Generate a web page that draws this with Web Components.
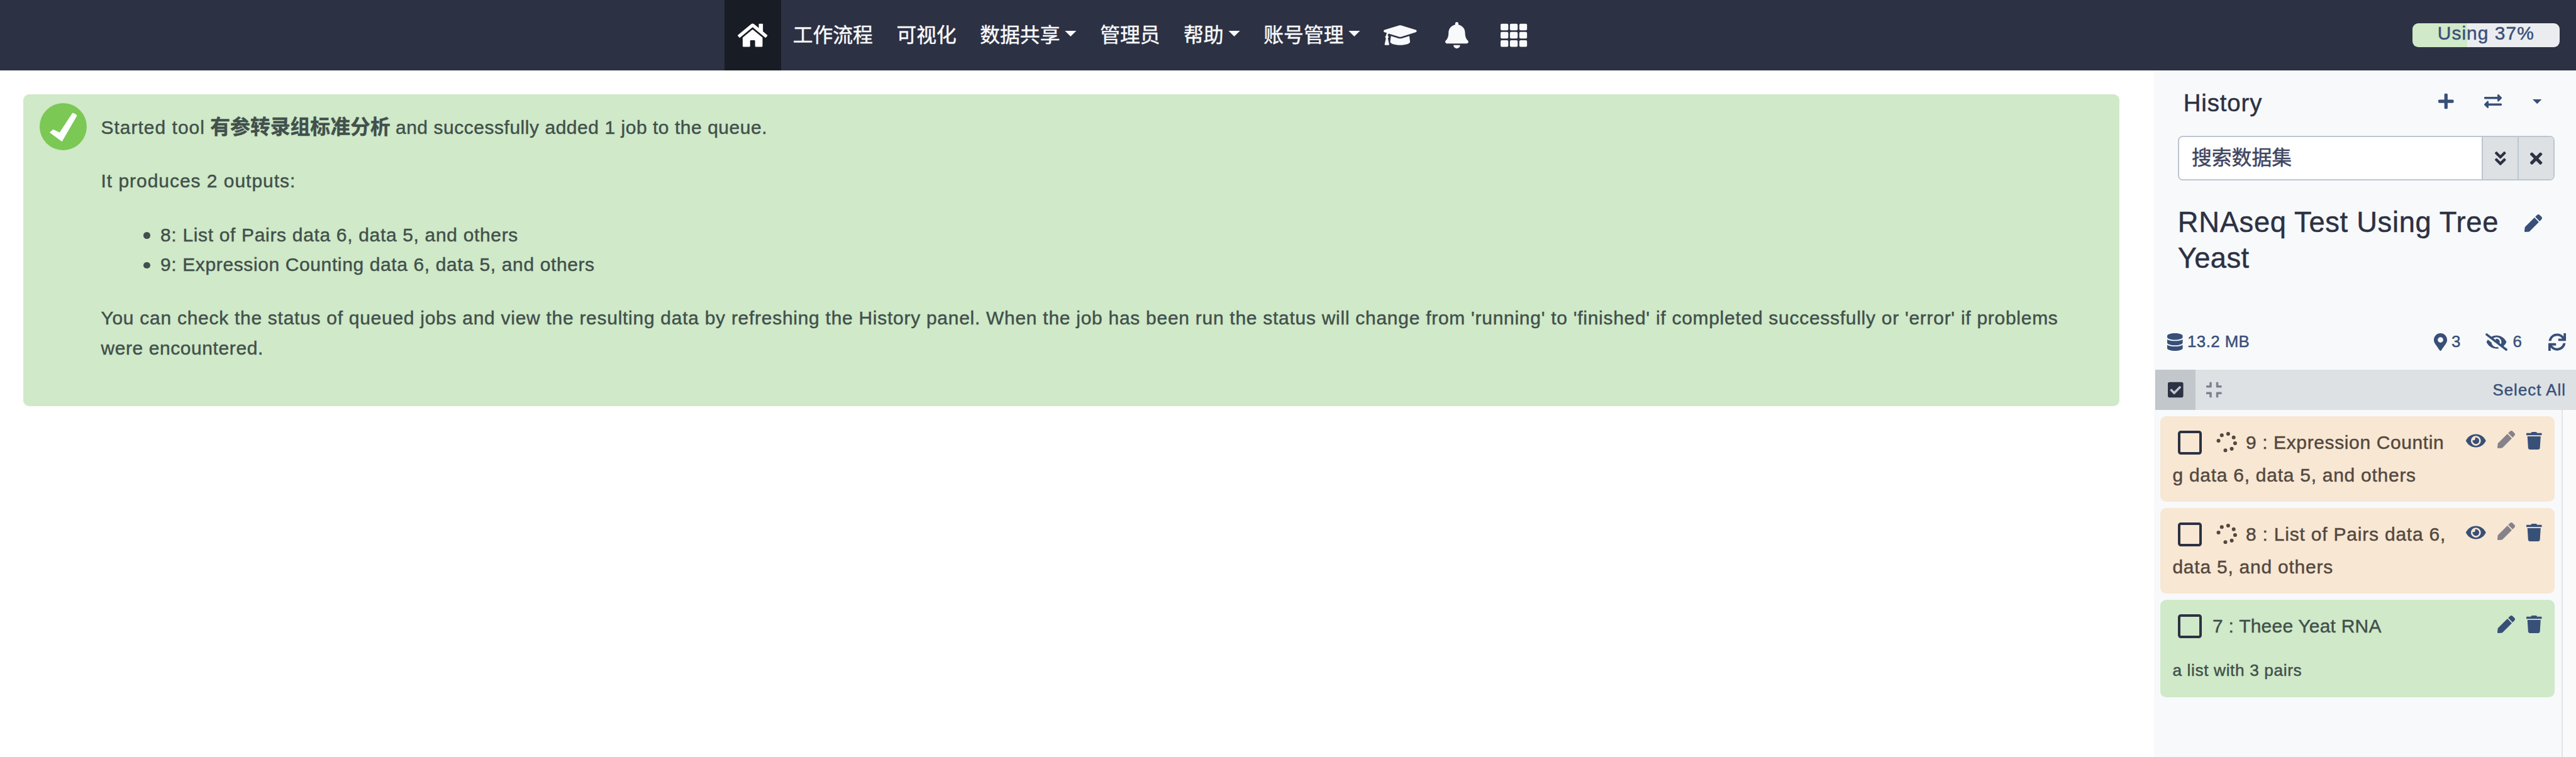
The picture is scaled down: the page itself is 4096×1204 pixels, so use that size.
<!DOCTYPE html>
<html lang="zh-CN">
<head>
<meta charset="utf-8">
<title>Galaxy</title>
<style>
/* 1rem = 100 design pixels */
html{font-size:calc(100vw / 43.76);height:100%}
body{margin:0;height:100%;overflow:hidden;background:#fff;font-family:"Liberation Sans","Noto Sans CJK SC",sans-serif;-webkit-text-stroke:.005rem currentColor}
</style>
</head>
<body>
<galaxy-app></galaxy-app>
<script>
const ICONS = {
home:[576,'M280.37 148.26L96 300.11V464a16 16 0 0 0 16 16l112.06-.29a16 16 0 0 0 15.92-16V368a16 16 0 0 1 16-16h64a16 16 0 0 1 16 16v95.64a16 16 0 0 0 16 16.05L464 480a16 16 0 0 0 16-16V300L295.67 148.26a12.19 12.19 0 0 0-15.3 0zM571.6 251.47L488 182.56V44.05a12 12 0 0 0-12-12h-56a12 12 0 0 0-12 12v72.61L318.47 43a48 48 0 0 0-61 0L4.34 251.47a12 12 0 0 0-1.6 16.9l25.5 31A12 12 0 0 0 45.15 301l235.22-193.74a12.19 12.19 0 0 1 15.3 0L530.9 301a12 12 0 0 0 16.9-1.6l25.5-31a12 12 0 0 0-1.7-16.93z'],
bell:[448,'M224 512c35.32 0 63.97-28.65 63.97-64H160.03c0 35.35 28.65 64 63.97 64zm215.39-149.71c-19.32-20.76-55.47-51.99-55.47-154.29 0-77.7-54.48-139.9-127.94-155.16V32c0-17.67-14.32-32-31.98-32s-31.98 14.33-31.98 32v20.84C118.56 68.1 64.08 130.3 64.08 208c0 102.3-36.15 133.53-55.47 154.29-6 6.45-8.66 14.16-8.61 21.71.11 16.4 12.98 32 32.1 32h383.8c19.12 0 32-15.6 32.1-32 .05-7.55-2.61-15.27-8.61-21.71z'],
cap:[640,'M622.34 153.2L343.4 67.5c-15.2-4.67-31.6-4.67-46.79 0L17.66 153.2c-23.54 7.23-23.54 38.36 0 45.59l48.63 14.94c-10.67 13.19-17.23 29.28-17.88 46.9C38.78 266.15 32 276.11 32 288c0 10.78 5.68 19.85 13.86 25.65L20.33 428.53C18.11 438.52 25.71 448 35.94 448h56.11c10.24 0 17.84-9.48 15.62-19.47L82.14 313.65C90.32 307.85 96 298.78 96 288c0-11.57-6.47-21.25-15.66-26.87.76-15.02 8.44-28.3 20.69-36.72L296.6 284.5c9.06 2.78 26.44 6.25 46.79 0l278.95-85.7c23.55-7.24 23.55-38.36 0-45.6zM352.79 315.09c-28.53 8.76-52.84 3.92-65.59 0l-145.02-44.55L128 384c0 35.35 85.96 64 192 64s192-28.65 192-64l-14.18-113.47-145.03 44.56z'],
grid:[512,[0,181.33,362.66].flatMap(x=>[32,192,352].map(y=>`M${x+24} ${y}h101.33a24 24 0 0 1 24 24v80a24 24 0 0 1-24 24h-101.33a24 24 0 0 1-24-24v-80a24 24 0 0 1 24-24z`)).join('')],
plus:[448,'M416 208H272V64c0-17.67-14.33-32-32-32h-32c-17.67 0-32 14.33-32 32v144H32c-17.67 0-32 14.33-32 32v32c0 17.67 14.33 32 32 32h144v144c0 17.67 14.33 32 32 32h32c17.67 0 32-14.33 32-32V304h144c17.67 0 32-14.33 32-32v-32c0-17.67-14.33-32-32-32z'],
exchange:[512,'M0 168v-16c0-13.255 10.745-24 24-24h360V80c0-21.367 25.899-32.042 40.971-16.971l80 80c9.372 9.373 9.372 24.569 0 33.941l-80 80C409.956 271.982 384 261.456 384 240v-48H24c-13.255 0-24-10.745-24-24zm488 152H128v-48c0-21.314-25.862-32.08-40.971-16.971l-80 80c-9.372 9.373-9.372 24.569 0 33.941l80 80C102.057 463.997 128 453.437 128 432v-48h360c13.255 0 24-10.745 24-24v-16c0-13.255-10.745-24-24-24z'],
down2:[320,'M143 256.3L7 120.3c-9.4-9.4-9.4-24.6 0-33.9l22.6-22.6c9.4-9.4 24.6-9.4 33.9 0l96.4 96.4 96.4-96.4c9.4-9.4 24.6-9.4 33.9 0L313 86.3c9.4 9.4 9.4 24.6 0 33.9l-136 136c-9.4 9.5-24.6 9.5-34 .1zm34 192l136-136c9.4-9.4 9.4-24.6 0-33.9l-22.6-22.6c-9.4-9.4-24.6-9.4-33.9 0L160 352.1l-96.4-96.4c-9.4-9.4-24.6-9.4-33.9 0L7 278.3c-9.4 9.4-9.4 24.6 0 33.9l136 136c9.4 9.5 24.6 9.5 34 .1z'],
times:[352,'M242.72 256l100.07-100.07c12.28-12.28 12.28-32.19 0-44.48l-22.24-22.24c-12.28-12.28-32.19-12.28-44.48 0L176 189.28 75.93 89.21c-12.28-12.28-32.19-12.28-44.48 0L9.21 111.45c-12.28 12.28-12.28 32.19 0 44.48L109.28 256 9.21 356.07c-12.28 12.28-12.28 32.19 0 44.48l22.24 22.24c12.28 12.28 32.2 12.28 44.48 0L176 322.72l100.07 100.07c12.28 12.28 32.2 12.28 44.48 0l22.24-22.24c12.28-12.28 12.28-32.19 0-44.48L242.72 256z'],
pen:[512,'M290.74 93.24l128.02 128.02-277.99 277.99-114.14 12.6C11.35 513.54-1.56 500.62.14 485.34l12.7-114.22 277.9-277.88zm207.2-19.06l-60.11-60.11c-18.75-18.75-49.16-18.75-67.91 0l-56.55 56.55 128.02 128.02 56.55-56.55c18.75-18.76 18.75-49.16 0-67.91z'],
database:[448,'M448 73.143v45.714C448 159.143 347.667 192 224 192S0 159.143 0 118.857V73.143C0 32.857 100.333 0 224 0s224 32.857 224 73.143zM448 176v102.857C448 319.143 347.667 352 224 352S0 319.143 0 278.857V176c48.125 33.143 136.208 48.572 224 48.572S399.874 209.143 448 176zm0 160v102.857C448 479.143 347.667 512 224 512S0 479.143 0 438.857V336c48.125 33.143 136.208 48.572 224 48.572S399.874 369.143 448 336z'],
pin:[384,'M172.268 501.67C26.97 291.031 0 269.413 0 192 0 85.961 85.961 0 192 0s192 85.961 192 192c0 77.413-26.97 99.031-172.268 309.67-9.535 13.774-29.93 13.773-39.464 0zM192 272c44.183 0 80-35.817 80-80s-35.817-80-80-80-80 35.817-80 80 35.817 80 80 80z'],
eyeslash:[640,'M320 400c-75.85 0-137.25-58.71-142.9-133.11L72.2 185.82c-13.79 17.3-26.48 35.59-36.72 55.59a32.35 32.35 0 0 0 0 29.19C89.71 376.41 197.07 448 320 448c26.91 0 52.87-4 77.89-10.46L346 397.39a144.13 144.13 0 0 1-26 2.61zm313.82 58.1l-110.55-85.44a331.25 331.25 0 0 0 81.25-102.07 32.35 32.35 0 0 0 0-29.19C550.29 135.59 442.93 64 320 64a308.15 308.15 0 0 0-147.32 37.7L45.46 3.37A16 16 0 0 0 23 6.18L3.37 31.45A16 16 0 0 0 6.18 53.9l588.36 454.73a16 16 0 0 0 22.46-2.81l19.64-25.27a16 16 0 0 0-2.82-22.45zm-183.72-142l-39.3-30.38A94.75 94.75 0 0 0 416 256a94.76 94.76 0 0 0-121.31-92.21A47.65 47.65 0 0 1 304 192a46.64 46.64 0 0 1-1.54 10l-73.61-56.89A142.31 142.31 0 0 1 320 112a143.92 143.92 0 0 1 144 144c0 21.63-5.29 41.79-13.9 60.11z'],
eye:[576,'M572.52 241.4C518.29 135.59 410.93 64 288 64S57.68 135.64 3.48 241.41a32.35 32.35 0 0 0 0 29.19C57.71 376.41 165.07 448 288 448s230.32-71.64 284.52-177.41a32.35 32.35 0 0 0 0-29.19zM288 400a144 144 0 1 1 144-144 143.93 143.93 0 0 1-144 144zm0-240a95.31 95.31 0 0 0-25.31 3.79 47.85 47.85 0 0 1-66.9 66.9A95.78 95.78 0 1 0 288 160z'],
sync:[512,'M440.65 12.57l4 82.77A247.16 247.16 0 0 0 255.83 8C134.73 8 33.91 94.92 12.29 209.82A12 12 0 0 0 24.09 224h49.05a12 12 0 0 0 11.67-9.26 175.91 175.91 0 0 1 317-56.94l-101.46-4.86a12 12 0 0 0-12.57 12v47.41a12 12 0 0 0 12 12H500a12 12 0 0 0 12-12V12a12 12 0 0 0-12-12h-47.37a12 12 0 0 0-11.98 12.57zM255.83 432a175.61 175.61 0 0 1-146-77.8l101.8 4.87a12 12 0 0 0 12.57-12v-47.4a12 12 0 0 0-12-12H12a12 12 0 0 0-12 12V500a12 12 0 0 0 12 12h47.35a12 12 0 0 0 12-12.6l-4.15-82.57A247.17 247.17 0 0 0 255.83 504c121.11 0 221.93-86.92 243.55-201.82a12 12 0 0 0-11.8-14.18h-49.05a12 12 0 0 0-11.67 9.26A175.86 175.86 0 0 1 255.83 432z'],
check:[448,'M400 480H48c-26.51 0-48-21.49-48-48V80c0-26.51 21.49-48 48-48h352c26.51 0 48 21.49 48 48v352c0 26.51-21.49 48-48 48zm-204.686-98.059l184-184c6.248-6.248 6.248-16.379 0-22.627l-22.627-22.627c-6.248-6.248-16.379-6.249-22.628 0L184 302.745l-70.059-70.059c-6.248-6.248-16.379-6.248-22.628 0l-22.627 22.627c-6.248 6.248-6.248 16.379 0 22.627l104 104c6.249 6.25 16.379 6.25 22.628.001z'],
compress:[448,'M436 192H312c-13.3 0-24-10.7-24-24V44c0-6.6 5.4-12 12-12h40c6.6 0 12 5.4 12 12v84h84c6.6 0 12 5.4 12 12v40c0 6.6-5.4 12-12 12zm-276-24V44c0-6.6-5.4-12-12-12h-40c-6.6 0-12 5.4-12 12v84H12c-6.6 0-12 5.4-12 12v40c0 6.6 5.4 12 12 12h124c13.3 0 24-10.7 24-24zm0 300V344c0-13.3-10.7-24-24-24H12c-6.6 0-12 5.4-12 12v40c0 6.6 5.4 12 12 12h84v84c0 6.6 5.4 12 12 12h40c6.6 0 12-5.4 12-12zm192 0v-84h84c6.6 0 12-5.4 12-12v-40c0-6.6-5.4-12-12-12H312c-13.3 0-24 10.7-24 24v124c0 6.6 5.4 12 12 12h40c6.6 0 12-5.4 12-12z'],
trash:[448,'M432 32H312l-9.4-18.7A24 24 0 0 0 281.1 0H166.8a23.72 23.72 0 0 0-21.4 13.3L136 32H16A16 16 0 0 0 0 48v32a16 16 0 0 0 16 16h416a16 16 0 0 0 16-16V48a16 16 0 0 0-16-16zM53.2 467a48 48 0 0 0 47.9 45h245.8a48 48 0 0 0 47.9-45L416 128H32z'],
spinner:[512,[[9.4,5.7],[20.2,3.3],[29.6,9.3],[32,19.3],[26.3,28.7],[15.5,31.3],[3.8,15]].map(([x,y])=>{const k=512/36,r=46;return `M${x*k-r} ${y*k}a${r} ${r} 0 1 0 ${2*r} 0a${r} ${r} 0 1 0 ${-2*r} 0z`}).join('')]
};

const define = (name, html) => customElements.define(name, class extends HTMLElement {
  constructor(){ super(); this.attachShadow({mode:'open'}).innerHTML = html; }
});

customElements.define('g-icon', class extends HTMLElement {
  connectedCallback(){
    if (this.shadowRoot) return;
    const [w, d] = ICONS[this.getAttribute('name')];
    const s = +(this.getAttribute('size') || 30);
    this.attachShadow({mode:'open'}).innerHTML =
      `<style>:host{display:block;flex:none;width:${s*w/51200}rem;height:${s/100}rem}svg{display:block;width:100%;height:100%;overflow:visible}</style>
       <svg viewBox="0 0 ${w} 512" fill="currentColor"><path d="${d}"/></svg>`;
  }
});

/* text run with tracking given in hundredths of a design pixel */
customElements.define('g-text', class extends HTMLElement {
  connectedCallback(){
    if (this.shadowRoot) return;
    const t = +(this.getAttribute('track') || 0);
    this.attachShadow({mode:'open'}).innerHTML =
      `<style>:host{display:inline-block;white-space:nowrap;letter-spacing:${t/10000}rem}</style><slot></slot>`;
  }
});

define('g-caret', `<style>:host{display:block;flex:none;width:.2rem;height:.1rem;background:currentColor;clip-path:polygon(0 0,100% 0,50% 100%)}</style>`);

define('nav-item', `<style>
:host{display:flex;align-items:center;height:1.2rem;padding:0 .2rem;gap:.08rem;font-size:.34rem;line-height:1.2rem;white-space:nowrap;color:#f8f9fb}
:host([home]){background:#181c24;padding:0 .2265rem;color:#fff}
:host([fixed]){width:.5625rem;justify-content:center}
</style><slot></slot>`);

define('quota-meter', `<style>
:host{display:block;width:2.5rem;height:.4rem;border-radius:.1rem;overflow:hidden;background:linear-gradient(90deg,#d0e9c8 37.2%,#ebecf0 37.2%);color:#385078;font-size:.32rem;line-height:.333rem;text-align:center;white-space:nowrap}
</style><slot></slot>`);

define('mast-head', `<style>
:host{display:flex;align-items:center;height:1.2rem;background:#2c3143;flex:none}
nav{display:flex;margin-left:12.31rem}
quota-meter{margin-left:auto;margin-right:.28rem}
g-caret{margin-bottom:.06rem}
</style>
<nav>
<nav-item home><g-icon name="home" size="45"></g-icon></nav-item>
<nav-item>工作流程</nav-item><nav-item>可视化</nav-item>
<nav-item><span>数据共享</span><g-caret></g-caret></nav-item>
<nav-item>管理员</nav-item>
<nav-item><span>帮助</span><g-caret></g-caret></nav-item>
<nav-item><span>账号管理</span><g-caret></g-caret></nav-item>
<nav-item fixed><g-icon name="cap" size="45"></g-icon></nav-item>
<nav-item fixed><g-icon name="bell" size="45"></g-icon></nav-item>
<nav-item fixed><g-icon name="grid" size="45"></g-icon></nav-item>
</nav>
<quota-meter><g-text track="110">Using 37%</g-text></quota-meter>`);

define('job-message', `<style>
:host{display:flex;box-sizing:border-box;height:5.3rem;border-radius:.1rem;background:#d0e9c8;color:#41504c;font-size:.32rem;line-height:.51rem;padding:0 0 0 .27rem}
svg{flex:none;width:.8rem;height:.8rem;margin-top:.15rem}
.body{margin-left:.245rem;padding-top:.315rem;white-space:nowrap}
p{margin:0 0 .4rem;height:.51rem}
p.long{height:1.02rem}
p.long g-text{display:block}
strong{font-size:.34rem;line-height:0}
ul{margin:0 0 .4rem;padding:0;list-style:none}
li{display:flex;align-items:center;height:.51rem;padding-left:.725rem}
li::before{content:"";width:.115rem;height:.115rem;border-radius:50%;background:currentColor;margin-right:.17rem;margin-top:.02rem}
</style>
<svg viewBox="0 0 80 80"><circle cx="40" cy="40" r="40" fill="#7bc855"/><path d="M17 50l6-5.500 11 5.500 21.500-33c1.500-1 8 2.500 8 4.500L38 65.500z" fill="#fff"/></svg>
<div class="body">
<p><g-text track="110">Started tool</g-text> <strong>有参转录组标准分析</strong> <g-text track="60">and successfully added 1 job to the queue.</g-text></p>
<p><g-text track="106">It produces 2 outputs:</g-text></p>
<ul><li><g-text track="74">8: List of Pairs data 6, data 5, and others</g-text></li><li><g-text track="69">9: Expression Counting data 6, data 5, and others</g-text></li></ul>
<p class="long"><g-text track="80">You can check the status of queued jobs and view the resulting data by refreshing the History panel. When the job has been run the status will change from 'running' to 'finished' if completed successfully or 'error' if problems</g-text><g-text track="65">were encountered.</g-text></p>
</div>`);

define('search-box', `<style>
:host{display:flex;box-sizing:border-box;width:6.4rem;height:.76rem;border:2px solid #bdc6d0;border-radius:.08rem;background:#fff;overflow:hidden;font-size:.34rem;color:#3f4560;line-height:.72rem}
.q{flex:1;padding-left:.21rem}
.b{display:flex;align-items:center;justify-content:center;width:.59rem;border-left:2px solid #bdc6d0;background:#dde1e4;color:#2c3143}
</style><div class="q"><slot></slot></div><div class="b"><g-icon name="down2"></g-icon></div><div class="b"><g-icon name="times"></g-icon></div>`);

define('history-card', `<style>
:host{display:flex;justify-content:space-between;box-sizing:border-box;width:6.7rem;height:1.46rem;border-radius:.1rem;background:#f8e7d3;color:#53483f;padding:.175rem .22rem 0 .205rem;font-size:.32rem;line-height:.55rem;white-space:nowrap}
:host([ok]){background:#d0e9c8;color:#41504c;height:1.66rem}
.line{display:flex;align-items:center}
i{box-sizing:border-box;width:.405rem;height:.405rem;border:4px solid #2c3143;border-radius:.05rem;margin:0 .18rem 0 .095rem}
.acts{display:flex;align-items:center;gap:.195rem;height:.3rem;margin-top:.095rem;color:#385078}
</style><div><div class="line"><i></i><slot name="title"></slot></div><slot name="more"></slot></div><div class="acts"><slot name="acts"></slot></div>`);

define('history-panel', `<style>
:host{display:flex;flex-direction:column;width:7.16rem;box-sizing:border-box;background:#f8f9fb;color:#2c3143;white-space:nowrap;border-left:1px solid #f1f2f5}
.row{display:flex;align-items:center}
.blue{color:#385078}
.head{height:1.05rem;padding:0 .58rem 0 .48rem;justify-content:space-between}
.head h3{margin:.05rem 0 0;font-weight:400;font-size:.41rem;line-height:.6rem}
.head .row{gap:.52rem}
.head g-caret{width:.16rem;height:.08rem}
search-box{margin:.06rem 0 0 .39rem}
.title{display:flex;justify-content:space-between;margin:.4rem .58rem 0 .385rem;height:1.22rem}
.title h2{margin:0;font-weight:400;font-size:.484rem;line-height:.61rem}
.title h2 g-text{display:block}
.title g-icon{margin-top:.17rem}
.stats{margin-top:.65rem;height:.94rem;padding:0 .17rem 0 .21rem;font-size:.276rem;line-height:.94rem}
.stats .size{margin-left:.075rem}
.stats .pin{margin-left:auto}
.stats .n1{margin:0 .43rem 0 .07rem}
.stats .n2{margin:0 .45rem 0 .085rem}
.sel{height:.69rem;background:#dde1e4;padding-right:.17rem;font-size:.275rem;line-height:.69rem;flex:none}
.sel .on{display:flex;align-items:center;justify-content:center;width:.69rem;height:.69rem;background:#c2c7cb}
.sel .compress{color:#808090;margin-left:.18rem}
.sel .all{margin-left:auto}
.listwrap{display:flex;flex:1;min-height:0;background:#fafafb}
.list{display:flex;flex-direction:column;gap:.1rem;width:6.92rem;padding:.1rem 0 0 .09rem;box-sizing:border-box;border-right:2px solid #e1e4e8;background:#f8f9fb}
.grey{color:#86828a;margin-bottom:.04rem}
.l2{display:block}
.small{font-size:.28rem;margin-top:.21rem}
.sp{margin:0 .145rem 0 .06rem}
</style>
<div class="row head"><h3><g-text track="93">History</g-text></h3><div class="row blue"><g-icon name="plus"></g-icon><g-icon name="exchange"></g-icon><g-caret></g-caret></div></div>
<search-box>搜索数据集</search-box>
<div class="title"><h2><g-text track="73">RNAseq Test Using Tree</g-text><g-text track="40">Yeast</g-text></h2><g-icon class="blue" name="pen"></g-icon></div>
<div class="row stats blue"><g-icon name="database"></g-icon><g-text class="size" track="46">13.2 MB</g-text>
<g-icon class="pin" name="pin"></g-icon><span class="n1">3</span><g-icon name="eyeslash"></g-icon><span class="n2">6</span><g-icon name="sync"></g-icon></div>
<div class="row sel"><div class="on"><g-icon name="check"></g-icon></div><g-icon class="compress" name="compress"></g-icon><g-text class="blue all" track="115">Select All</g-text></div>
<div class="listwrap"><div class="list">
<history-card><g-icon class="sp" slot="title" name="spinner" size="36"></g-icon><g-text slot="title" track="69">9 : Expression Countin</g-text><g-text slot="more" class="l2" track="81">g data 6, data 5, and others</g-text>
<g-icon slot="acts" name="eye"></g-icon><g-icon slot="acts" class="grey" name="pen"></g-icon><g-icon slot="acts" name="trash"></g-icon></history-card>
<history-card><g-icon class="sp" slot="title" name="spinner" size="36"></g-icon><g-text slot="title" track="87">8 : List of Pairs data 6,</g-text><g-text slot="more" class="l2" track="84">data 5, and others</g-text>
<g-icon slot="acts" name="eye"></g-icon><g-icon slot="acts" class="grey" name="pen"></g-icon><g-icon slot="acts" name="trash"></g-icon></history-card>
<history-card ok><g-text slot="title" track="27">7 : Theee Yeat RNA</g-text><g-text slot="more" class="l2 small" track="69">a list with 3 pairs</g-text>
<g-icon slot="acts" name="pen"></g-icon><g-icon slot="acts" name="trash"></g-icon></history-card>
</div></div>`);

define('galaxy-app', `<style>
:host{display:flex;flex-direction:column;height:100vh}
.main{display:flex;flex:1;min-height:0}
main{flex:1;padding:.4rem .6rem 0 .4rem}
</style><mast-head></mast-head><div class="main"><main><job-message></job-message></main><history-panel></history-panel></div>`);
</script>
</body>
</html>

EXERCISE INSTRUCTIONS:
Extract every line above that contains the word "with".

RESULT FOR THIS EXERCISE:
Generate a web page that draws this with Web Components.
/* text run with tracking given in hundredths of a design pixel */
<history-card ok><g-text slot="title" track="27">7 : Theee Yeat RNA</g-text><g-text slot="more" class="l2 small" track="69">a list with 3 pairs</g-text>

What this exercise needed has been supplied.